Blue light-emitting diodes or LEDs, seemingly an ordinary technology found in devices from TV screens to traffic lights, have won the Nobel Prize in physics for three researchers involved in their development.

Two Japanese and one American researcher have been awarded the prize for the invention of 20 years ago that produced lights using far less energy than preceding technologies such as incandescents and fluorescents.

Isamu Akasaki and Hiroshi Amano, professors at Nagoya University, and American citizen Shuji Nakamura of the University of California, Santa Barbara, will share the 2014 Nobel Prize in Physics, the Royal Swedish Academy of Sciences announced.

While red and green LED's had existed for some time, LED white lamps -- which would mimic the white light of the sun by blending red, green and blue -- could not be created without the development of blue LEDs.

After red LEDs were invented in the early 1960s, almost 25 years would pass before Akasaki, Amano and Nakamura succeeded, using improved semiconductor materials and manufacturing techniques, to create blue LEDs, triggering "a fundamental transformation of lighting technology," the Swedish academy said.

Since that development, white lighting made possible with blue LEDs have found a place in home lighting, smartphones, data storage, high-speed networking and many other areas.

White LED lighting has even been used in car headlamps.

LED lamps will improve the quality of life for more than 1.5 billion people around the globe without access to electricity grids since the low power requirements of LED light bulbs means they can by power by inexpensive local solar power, experts said.

"A quarter of [global] energy consumption goes to illumination," Per Delsing, a physics professor at the Chalmers University of Technology in Sweden, said an event announcing the award.

Any lighting technology offering an increase in efficiency and therefore a saving of energy "is really going to have a big impact on modern civilization," he said.

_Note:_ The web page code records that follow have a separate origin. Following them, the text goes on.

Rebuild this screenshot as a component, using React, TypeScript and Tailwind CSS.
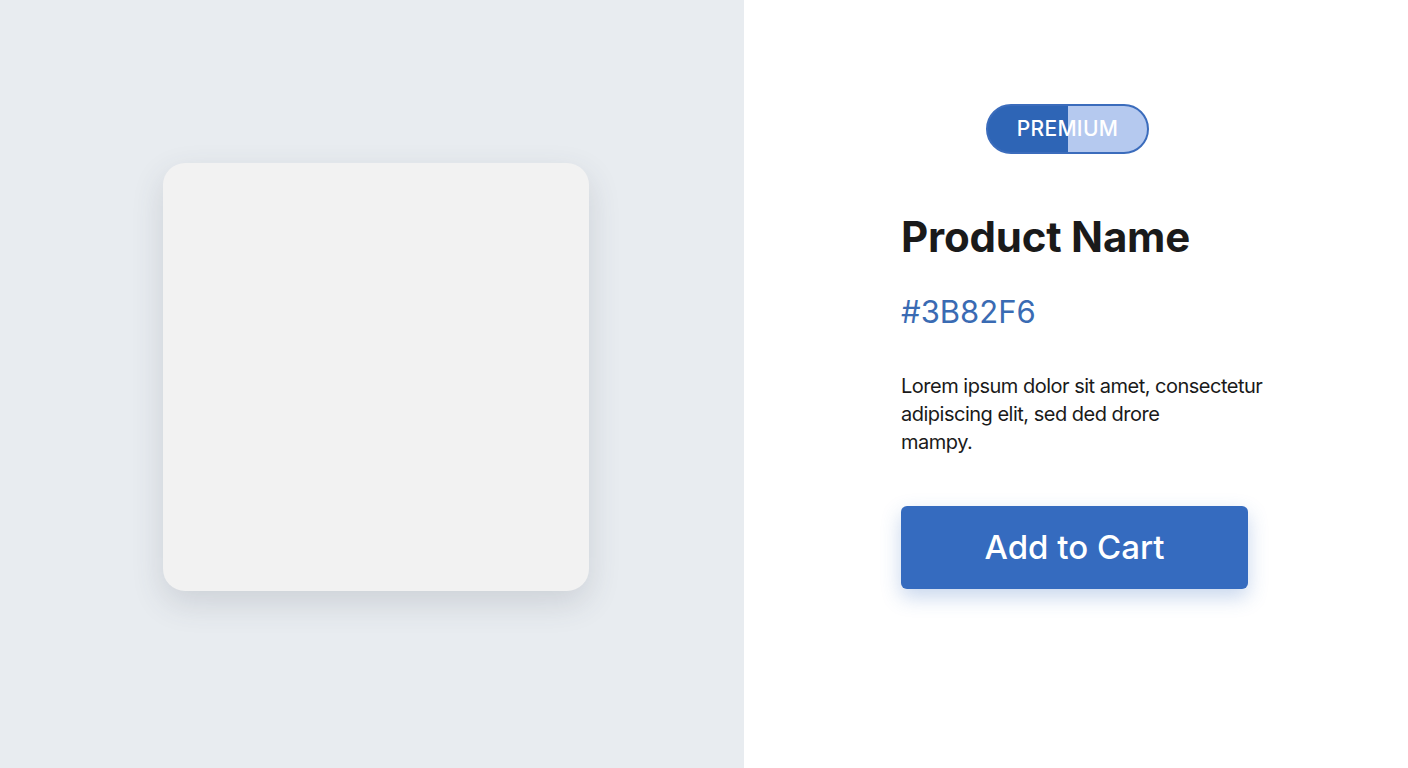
import React from 'react';

export default function App() {
  return (
    <div className="flex h-[768px] w-full font-['Inter','Liberation_Sans',sans-serif]">
      {/* left: image placeholder */}
      <div className="flex w-[744px] shrink-0 items-center justify-center bg-[#e8ecf0] pl-[8px] pb-[14px]">
        <div className="h-[428px] w-[426px] rounded-[22px] bg-[#f2f2f2] shadow-[0_12px_32px_rgba(60,70,90,0.16)]" />
      </div>

      {/* right: product details */}
      <div className="flex flex-1 flex-col bg-white pt-[104px]">
        <div className="flex justify-center pr-[17px]">
          <span className="flex h-[50px] w-[163px] items-center justify-center rounded-full border-2 border-[#3b6cbc] bg-[linear-gradient(90deg,#2e65b6_50%,#b5c9ef_50%)] text-[21px] font-medium tracking-[0.3px] text-white">
            PREMIUM
          </span>
        </div>

        <div className="flex flex-col pl-[157px]">
          <h1 className="mt-[58px] text-[42px] font-bold leading-[50px] tracking-[-0.2px] text-[#1a1a1a]">Product Name</h1>
          <p className="mt-[32px] text-[31px] leading-[36px] text-[#3a6bb3]">#3B82F6</p>
          <p className="mt-[42px] text-[20px] leading-[28px] tracking-[-0.5px] text-[#1a1a1a]">
            Lorem ipsum dolor sit amet, consectetur
            <br />
            adipiscing elit, sed ded drore
            <br />
            mampy.
          </p>
          <button className="mt-[50px] flex h-[83px] w-[347px] items-center justify-center rounded-[6px] bg-[#356bbf] text-[33px] font-medium text-white shadow-[0_8px_20px_rgba(53,107,191,0.28)]">
            Add to Cart
          </button>
        </div>
      </div>
    </div>
  );
}
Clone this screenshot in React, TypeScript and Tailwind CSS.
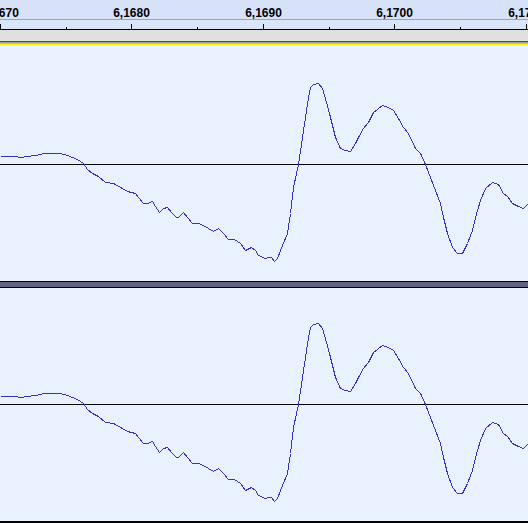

LED lighting is much more efficient that incandescent bulbs, which while producing their light waste most of the input energy as heat.

Fluorescent lights improve on incandescent bulbs with a four-fold increase in efficiency, but can't match the 20-fold improvement offered by LED bulbs.

Fluorescent bulbs can also present a health-risk with their dependence on potentially toxic mercury to create their light.

In winning the Nobel Prize, Akasaki, Amano and Nakamura will share in the monetary award of around $1.1 million which, in the spirit of Alfred Nobel, was given for "an invention of greatest benefit to mankind," the prize committee said on its website.